Кулаков ходит потрясающе трезвый. Даже на своем 35-летии пил совсем сухое вино на 3/4 разбавленое водой. «Жизнь моя, иль ты приснилась мне?»[78] Наверное, впереди всех нас ожидают «Неслыханные перемены, неведомые мятежи»[79], иначе с чего это такое затишье и моральность? Ведь даже Державин писал: «Уж лучше пьяным утонуть, чем трезвым доживать до гроба и с плачем плыть в толь дальний путь!»[80]
Как Ваше здоровье? Как Вас<илий> Абг<арович>? С наступающим Вас настоящим Новым годом! Будьте здоровы! Обнимаем Вас с законной теперь моей женой.
Ваш В. Соснора
20
8. 2. 68
Дорогая Лиля Юрьевна!
Наконец-то опять обзавелся машинкой — купил у Кулакова, новую, а он купил в Москве. Чешская «Консул».
Уж не больны ли Вы? Позвонить никак не удается.
Я сижу на девятом этаже без газет и без радио. Так сказать, перефразируя Блока, «я вижу все с моей вершины».[81] Хорошо, но не очень тепло.
Наконец-то после целой серии мистерий и буффонад со мной заключили договор в «Советском писателе». Там все современные стихи — парижские, и под видом парижских. Продолжается война за год издания.
В газетенках ленинградских поклевывают. Но это административно пока никак не отражается. Пусть цыплята стучат в пустую скорлупу. Им тоже для развития необходим цемент.
Впервые за последние пять лет вдруг сел и отправил все стихотворные и прозаические запасы в шесть журналов!
«Москва», «Знамя», «Простор», «Подъем», «Север» и «Новый мир».
Это — детское мартин-иденство, слава богу, я журнальную систему выучил, но что делать. Как-то нужно очищать совесть, чтобы не прославиться в собственных глазах бездельником и тунеядцем.

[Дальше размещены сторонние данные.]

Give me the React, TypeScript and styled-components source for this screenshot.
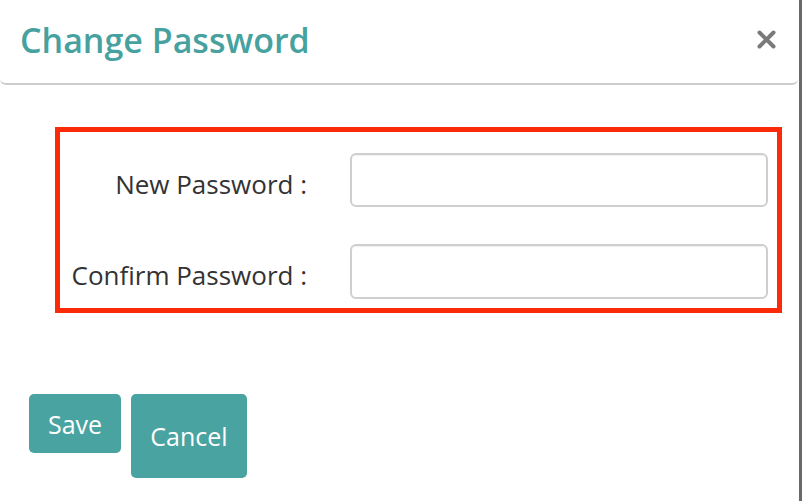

В «Новый мир» я отправил повесть о Пушкинских Горах и о Пушкине. Вы ее читали — «Вечера сирени и ворон»[82]. А также рискнул и отправил две большущих поэмы. Не напечатают, так хоть прочитают.

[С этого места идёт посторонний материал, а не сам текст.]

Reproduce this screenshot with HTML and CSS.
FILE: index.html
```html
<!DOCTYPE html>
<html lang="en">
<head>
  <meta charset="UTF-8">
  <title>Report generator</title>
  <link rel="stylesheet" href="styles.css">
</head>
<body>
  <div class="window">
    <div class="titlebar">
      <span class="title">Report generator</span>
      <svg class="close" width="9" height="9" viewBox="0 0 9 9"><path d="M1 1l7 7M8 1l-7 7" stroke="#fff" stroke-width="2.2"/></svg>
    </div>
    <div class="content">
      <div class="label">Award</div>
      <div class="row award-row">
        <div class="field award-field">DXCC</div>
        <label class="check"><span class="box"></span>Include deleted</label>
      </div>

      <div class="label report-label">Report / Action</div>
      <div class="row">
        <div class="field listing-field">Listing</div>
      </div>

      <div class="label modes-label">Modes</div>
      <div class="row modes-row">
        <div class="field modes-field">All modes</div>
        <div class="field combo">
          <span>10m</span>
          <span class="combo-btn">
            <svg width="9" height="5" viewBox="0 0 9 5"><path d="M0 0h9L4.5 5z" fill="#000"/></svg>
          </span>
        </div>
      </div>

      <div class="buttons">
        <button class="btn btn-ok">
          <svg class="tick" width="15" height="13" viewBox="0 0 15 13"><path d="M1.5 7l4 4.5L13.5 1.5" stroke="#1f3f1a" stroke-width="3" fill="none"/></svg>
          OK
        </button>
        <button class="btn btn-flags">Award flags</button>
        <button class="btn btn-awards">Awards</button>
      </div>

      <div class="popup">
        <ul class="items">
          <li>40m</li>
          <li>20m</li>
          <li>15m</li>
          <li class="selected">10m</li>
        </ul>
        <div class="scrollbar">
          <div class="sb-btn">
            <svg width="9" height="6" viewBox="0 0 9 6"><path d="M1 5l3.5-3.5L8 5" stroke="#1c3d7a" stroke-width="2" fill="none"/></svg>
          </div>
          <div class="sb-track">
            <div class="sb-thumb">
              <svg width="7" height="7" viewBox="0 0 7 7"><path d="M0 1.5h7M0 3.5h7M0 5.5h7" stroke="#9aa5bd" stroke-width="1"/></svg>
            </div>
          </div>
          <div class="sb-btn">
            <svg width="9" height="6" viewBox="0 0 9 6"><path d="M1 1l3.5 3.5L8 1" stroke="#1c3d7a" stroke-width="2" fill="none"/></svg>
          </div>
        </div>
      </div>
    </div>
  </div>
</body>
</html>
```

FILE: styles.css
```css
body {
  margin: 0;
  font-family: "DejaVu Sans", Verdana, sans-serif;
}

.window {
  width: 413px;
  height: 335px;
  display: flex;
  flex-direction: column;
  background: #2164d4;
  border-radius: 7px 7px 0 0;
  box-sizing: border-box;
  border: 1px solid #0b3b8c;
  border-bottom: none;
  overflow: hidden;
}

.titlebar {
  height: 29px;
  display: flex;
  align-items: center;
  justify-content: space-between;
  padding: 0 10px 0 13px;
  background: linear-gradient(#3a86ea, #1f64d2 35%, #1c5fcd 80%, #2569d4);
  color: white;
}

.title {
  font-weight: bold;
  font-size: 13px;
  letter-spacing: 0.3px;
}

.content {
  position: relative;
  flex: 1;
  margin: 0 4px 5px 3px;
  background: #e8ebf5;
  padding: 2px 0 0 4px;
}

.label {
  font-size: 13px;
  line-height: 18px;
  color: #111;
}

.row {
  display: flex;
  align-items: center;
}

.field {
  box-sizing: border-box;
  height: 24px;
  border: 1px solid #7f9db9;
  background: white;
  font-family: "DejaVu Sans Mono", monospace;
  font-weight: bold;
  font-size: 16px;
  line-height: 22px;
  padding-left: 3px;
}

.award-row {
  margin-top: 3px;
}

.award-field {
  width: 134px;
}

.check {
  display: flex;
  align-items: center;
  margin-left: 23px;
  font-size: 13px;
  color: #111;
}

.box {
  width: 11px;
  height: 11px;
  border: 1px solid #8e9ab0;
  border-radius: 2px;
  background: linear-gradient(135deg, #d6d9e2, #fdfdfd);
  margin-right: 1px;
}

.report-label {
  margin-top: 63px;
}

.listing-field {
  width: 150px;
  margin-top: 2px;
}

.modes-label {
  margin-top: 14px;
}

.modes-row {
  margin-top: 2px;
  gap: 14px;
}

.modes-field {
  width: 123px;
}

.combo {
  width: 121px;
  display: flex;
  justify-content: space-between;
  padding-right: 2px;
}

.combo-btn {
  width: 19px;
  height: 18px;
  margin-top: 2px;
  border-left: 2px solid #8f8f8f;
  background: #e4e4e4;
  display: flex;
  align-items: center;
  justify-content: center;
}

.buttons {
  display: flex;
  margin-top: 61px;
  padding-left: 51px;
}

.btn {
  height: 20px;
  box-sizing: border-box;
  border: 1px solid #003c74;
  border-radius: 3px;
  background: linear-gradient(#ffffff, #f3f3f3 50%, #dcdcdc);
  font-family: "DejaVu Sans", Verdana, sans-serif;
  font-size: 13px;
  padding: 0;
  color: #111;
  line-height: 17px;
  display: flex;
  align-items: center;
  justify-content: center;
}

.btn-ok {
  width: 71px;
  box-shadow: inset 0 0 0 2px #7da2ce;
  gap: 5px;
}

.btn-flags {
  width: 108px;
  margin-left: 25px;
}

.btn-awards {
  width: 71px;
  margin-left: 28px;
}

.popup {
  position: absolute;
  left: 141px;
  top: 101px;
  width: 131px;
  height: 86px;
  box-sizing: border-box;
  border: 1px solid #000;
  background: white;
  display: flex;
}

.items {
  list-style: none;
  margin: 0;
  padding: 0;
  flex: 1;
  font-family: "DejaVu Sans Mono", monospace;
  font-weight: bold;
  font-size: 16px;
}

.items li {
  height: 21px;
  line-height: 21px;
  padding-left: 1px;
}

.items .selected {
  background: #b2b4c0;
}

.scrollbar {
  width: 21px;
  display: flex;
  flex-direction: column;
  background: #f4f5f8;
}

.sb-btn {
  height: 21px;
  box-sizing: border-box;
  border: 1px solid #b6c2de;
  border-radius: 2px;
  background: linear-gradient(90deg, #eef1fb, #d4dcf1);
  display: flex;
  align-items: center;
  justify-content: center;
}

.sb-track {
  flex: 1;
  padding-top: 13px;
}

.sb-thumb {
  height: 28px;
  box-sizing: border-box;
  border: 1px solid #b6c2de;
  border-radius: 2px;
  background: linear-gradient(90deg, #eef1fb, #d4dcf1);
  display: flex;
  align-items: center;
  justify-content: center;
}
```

Сопроводил все это запиской Твардовскому. Не знаю, этично ли это?
И вообще смутно понимаю столично-журнальную этику. По-моему, она существует лишь в нашем воображении.
Черкните, пожалуйста, пару слов. А то я уж и не знаю, что думать. Фрию[83] молчит. Видно, позабыл про все вызовы на свете белом в своих пенатах.
Будьте здоровы! Обнимаем Вас и Василия Абгарыча!
Будьте здоровы!
Ваш В. Соснора
21
1. 4. 68
Дорогой Виктор Александрович, я написала Клоду — напомнила о Вас. Свинья он!
Спасибо за письмо, хоть оно и грустное…
Пришлите, пожалуйста, Ваши «стихи для детей», если есть лишний экземпляр, — попробую в нашем «Детиздате».
Писала ли я Вам, что «Чернышевского» снимать не будут? И писала ли, что нам дали (в Переделкине) кусок дачи Иванова — нашу, большую <комнату>, и такую же наверху? Сейчас там идет строительство. Будут у нас свои, отдельные ванна, кухня, уборная и, возможно, терраса. Может быть, Арагоны приедут к нам летом — погостить, если у них найдется время. Сейчас Арагон кончает большую книгу о Матиссе[84], а у Эльзы в печати новый роман[85].